Une vitrine, consacrée aux parures des femmes mariées du désert du Sinaï et du Néguev, complète la présentation de ces costumes. Tout comme les Bédouines d’Arabie, ces femmes se voilent le visage, à l’exception des yeux, d’une parure agrémentée de pièces d’or et d’argent, perles d’ambre, de cornaline ou d’agate, coquillages marins, autant d’éléments transmis de mères en filles depuis des générations. Ce voile, qui ne dissimule souvent que la bouche et le nez, sert essentiellement à les protéger des sables brûlants de l’été et des vents glacés de l’hiver. Sur leur tête, elles posent une mante noire brodée qui couvre de charmantes coiffes chargées de lourdes amulettes. Les jours de fête, les femmes rehaussent les nattes de leur chevelure de fins ornements tressés.
Le voile de visage évoluera au cours des siècles, tout comme les valeurs qu’il véhicule. Ses formes et ses couleurs changeront au gré des modes et des influences régionales.
« On coudoie avec surprise cette foule bigarrée, qui semble dater de deux siècles […] comme si le passé splendide des temps écoulés s’était reformé pour un instant. Suis-je bien le fils d’un pays grave, d’un siècle en habit noir et qui semble porter le deuil de ceux qui l’ont précédé ? ».
Gérard de Nerval,
Voyage en Orient, 1851 [2]
Les contacts avec cet occident grave et vêtu de noir, ainsi qu’une montée d’un certain fondamentalisme, ont conduit, dès le XIXe siècle, à un abandon progressif des costumes traditionnels orientaux, au profit de tenues austères, s’inspirant d’une mode venue d’ailleurs ; même si, dans le monde rural, la pénétration des codes vestimentaires occidentaux a pris un peu plus de temps.

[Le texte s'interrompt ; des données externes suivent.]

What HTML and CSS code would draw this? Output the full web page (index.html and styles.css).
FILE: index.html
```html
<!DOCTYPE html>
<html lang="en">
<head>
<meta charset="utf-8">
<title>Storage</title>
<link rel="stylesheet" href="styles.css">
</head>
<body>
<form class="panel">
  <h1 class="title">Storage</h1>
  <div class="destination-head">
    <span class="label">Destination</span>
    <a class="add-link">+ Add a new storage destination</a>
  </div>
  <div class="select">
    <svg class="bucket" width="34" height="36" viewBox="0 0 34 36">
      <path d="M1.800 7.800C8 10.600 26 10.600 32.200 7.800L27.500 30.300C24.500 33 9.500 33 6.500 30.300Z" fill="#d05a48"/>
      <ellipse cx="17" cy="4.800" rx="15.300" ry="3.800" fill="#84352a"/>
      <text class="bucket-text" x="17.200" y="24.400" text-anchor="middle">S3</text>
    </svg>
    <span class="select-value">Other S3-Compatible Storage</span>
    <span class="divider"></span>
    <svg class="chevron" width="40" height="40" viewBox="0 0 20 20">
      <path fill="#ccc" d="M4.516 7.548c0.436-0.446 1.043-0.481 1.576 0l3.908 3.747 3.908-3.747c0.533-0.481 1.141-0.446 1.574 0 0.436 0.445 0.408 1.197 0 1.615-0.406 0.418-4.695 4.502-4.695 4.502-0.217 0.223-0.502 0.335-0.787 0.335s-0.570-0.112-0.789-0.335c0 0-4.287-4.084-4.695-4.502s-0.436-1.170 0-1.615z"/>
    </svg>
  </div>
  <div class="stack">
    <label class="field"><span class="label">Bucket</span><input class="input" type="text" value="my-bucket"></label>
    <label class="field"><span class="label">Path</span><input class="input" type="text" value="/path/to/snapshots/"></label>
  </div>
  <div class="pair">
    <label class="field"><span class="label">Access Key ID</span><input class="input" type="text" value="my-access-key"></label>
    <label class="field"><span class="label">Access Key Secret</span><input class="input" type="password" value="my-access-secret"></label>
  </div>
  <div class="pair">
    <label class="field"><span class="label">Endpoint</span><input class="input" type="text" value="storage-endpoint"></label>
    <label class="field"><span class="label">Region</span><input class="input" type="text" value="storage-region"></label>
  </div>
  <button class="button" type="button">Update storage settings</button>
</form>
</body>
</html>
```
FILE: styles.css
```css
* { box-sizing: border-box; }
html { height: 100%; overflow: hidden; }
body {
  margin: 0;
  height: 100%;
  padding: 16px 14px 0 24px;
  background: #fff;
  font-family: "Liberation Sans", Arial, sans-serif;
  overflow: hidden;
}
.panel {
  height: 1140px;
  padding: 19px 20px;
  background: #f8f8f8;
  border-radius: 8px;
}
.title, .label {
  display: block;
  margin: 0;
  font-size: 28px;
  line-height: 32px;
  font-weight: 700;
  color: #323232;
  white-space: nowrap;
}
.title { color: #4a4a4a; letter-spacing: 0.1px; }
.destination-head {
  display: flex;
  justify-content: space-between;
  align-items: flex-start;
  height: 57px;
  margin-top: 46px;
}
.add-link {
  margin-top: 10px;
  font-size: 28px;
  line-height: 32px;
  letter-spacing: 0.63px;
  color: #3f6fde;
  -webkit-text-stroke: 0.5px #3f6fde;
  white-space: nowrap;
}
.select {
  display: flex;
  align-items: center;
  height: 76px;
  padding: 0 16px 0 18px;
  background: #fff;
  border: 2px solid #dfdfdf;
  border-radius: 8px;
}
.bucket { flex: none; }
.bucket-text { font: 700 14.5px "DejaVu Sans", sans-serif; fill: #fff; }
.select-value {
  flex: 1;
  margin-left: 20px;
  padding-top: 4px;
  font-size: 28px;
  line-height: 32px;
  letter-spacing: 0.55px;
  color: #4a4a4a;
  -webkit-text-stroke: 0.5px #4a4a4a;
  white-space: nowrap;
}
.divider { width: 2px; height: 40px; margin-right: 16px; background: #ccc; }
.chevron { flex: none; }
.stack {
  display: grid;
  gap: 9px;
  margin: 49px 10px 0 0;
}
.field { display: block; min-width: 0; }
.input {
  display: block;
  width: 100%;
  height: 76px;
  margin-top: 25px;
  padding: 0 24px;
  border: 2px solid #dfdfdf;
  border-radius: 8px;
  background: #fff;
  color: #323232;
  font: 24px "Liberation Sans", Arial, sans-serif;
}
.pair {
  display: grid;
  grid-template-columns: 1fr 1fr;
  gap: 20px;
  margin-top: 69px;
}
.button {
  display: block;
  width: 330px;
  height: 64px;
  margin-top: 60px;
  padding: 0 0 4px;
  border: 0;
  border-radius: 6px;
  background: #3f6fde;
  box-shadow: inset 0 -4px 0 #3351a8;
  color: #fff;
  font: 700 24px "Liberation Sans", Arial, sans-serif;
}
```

Cette exposition nous rappelle opportunément que les femmes arabes n’ont pas toujours été vouées aux couleurs sombres dont elles se couvrent à présent. La broderie multicolore qui illumine cette exposition nous rappelle qu’elle est l’art millénaire du Proche comme du Moyen-Orient. Et les récentes productions des années 1980 à 2005, exposées en fin de parcours, nous montrent que ces inventives et habiles brodeuses n’ont pas encore baissé les armes. Peu après la guerre de 1967, les paysannes palestiniennes ont dû vendre bijoux d’or et robes de fête pour assurer leur subsistance mais, aujourd’hui, grâce au soutien des associations humanitaires, elles brodent à nouveau pour survivre et sortir de la misère. Au Moyen-Orient et en Asie centrale, on trouve encore des femmes portant robes et manteaux, ornementés des broderies comparables à celles du Proche-Orient. C’est le cas, notamment, des jeunes mariées d’Ouzbékistan ou encore des femmes baloutches du sud de l’Iran et du Pakistan.

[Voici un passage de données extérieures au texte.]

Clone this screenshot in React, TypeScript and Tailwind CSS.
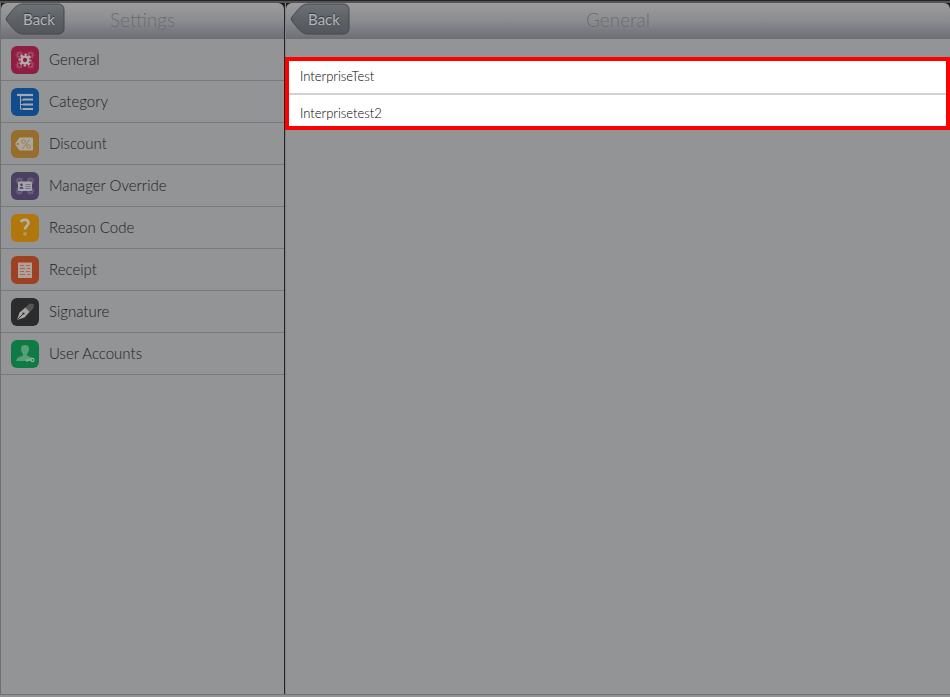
import { ReactNode } from "react";

interface GearProps {
  cx: number;
  cy: number;
  r: number;
  color: string;
  hole: string;
}

function Gear({ cx, cy, r, color, hole }: GearProps) {
  const tooth = (Math.PI * 2 * r) / 16;
  return (
    <g>
      <circle cx={cx} cy={cy} r={r * 0.85} fill={color} />
      <circle cx={cx} cy={cy} r={r} fill="none" stroke={color} strokeWidth={r * 0.4} strokeDasharray={`${tooth} ${tooth}`} strokeDashoffset={tooth / 2} />
      <circle cx={cx} cy={cy} r={r * 0.4} fill={hole} />
    </g>
  );
}

function SmallGears({ color, hole }: { color: string; hole: string }) {
  return (
    <>
      <Gear cx={8.5} cy={9} r={3.2} color={color} hole={hole} />
      <Gear cx={19.5} cy={9} r={3.2} color={color} hole={hole} />
      <Gear cx={8.5} cy={19} r={3.2} color={color} hole={hole} />
      <Gear cx={19.5} cy={19} r={3.2} color={color} hole={hole} />
    </>
  );
}

interface Item {
  label: string;
  bg: string;
  icon: ReactNode;
}

const items: Item[] = [
  {
    label: "General",
    bg: "bg-[#8e1f43]",
    icon: (
      <>
        <SmallGears color="#a94a68" hole="#8e1f43" />
        <Gear cx={14} cy={14} r={5.4} color="#b3adaf" hole="#8e1f43" />
      </>
    ),
  },
  {
    label: "Category",
    bg: "bg-[#124c8e]",
    icon: (
      <g stroke="#a3a9af" fill="none">
        <path d="M6 7h16" strokeWidth="2.2" />
        <path d="M9.5 8v13.5M9.5 12h3M9.5 16.5h3M9.5 21h3" strokeWidth="1" />
        <path d="M12 11.500h10M12 16.500h10M12 21h10" strokeWidth="2.2" />
      </g>
    ),
  },
  {
    label: "Discount",
    bg: "bg-[#966d2c]",
    icon: (
      <>
        <path d="M4 14l4.5-6.500H21a1 1 0 0 1 1 1v11a1 1 0 0 1-1 1H8.500z" fill="#aaa69e" />
        <circle cx="6.800" cy="14" r="1.100" fill="#966d2c" />
        <g stroke="#9b7c4a" fill="none" strokeWidth="1">
          <circle cx="12.500" cy="11.500" r="1.800" />
          <circle cx="17.500" cy="16.500" r="1.800" />
          <path d="M18.500 9.500l-7 9.500" />
        </g>
      </>
    ),
  },
  {
    label: "Manager Override",
    bg: "bg-[#4b4061]",
    icon: (
      <>
        <SmallGears color="#6c6480" hole="#4b4061" />
        <rect x="7" y="9.500" width="14" height="9.500" rx="1" fill="#a5a4aa" />
        <circle cx="10.500" cy="12.800" r="1.300" fill="#4b4061" />
        <path d="M8.500 16.800c0-2.800 4-2.800 4 0z" fill="#4b4061" />
        <path d="M14.500 12.500h5M14.500 14.500h5M14.500 16.500h5" stroke="#77728a" strokeWidth="1" />
      </>
    ),
  },
  {
    label: "Reason Code",
    bg: "bg-[#b0770c]",
    icon: (
      <>
        <path d="M10 8.200c1-3.200 7.800-3 7.500.8-.2 2.800-3.500 2.800-3.500 6.500" stroke="#b4b0a8" strokeWidth="2.800" fill="none" />
        <circle cx="14" cy="19.800" r="1.900" fill="#b09a68" />
      </>
    ),
  },
  {
    label: "Receipt",
    bg: "bg-[#9c4122]",
    icon: (
      <>
        <rect x="7" y="6.500" width="14" height="15.500" fill="#b0a09a" />
        <path d="M9 9.500h4M15 9.500h4M9 12.500h5M16 12.500h3M9 15.500h4M15 15.500h4M9 18.500h5M16 18.500h3" stroke="#a6684f" strokeWidth="1" />
      </>
    ),
  },
  {
    label: "Signature",
    bg: "bg-[#2b2b2b]",
    icon: (
      <>
        <path d="M14.500 9.500l4-4 4.500.5-.5 4-4 4.500z" fill="#555555" />
        <path d="M6 22l2.500-7.500 6-5 4 4.500-5 5.500z" fill="#a5a5a5" />
        <path d="M6.500 21.500l5.500-5.500" stroke="#2b2b2b" strokeWidth=".9" />
        <circle cx="12.500" cy="15.500" r="1.100" fill="#2b2b2b" />
      </>
    ),
  },
  {
    label: "User Accounts",
    bg: "bg-[#0f7a43]",
    icon: (
      <>
        <path d="M14 5c-3 0-4.300 2-4 4.600.2 2.200 1 3.400 2 4.400v1.500c-2 1.300-6.500 1.500-6.800 5.500h17.300c-.3-4-4.500-4.200-6.500-5.500V14c1-1 1.800-2.200 2-4.400.3-2.600-1-4.600-4-4.600z" fill="#55a077" />
        <path d="M15 20h5M16 20v1.800" stroke="#a0b5a8" strokeWidth="1.200" />
        <circle cx="21.500" cy="20" r="1.600" fill="#0f7a43" stroke="#a0b5a8" strokeWidth="1.100" />
      </>
    ),
  },
];

const accounts = ["InterpriseTest", "Interprisetest2"];

function BackButton() {
  return (
    <button type="button" className="relative h-8 w-15 pl-2 text-[15px] font-normal text-[#b4b7bb] [text-shadow:0_-1px_1px_#303338]">
      <svg className="absolute inset-0 h-full w-full" viewBox="0 0 60 32" aria-hidden="true">
        <defs>
          <linearGradient id="back" x1="0" y1="0" x2="0" y2="1">
            <stop offset="0" stopColor="#6e7175" />
            <stop offset="0.5" stopColor="#5e6267" />
            <stop offset="1" stopColor="#53575d" />
          </linearGradient>
        </defs>
        <path d="M18 1H53Q59 1 59 7V25Q59 31 53 31H18C11 31 7 24 2 18Q0 16 2 14C7 8 11 1 18 1Z" fill="url(#back)" stroke="#44474b" />
      </svg>
      <span className="relative">Back</span>
    </button>
  );
}

function Header({ title }: { title: string }) {
  return (
    <div className="bg-[#1c1c1e]">
      <header className="relative flex h-9 items-center justify-center rounded-t-md bg-linear-to-b from-[#9c9c9d] via-[#8b8c90] to-[#6c6d76]">
        <div className="absolute left-1 top-0 flex">
          <BackButton />
        </div>
        <h1 className="pb-0.5 text-[19px] font-light text-[#6b6c6e]">{title}</h1>
      </header>
    </div>
  );
}

export default function App() {
  return (
    <div className="flex min-h-screen flex-col border-t border-[#232325] bg-[#8f9193] pb-0.5 font-[Lato,sans-serif] font-light">
      <div className="flex grow border-b border-t-2 border-b-[#727375] border-t-[#555557]">
        <aside className="w-[285px] shrink-0 border-l border-r border-l-[#6f7072] border-r-[#242426] bg-[#929496]">
          <Header title="Settings" />
          <ul>
            {items.map(item => (
              <li key={item.label} className="border-b border-[#77797b]">
                <a href="#" className="flex h-[41px] items-center gap-2.5 pl-2.5 text-[15px] text-[#1c1d1f]">
                  <span className={`size-7 rounded-md ${item.bg}`}>
                    <svg viewBox="0 0 28 28" className="size-7" aria-hidden="true">
                      {item.icon}
                    </svg>
                  </span>
                  {item.label}
                </a>
              </li>
            ))}
          </ul>
        </aside>
        <main className="min-w-0 grow border-l border-[#808284] bg-[#929496]">
          <Header title="General" />
          <div className="relative mt-[18px] -ml-px bg-white pt-px">
            <ul>
              {accounts.map(name => (
                <li key={name} className="border-t-2 border-[#d2d2d2] first:border-t-0">
                  <a href="#" className="flex h-[35px] items-center pl-[15px] pt-0.5 text-[13px] text-black">
                    {name}
                  </a>
                </li>
              ))}
            </ul>
            <div className="pointer-events-none absolute inset-0 border-4 border-[#ff0000]" />
          </div>
        </main>
      </div>
    </div>
  );
}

[1] Les activités de Christian Lacroix dans le monde de la mode et du design sont variées. Outre ses collections de prêt à porter de luxe qui s’inspirent du métissage des cultures, on lui doit la décoration d’hôtels, de salles de cinéma, la création de costumes de théâtre et d’opéra, l’habillage des voitures de trains à grande vitesse et de tramways. Ses talents de dessinateurs se sont exercés, en particulier, dans l’illustration de romans et du fameux Petit Larousse. L’organisation d’expositions ne lui est pas étrangère puisqu’il a signé, en 2000, la signalétique de l’exposition avignonnaise La beauté puis a été, en 2008, le commissaire de l’exposition du Musée des Arts Décoratifs de Paris, intitulée Christian Lacroix : Histoires de Mode, dans laquelle une partie de la collection du musée côtoyait les créations du couturier. En 2009, ses créations sont réunies au Musée Réattu d’Arles.
[2] Le parcours est émaillé d’autres belles citations de célèbres voyageurs français, en hommage aux femmes orientales :
« Leur démarche est fière […] Leur port est noble ; et, par la régularité de leurs traits, la beauté de leurs formes et la disposition de leur voile, elles rappellent les statues des prêtresses et des Muses » -René de Chateaubriand, Itinéraire de Paris à Jérusalem et de Jérusalem à Paris, 1811.
« Ces beautés admirables et variées sont aussi extrêmement communes ; je ne marche jamais une heure dans la campagne sans en rencontrer plusieurs allant aux fontaines ou revenant avec leurs urnes étrusques sur l’épaule » - Alphonse de Lamartine, Voyage en orient, 1832.
« Quand elles soulèvent, pour mieux nous voir, leurs voiles d’un bleu sombre saupoudré de gouttes de pluie, on dirait des châsses : leurs figures sont cachées sous des réseaux de corail et d’argent, à travers lesquels elles nous regardent et qui descendent en pendeloques brillantes sur leurs gorges… » Pierre Loti, Le Désert, 1894.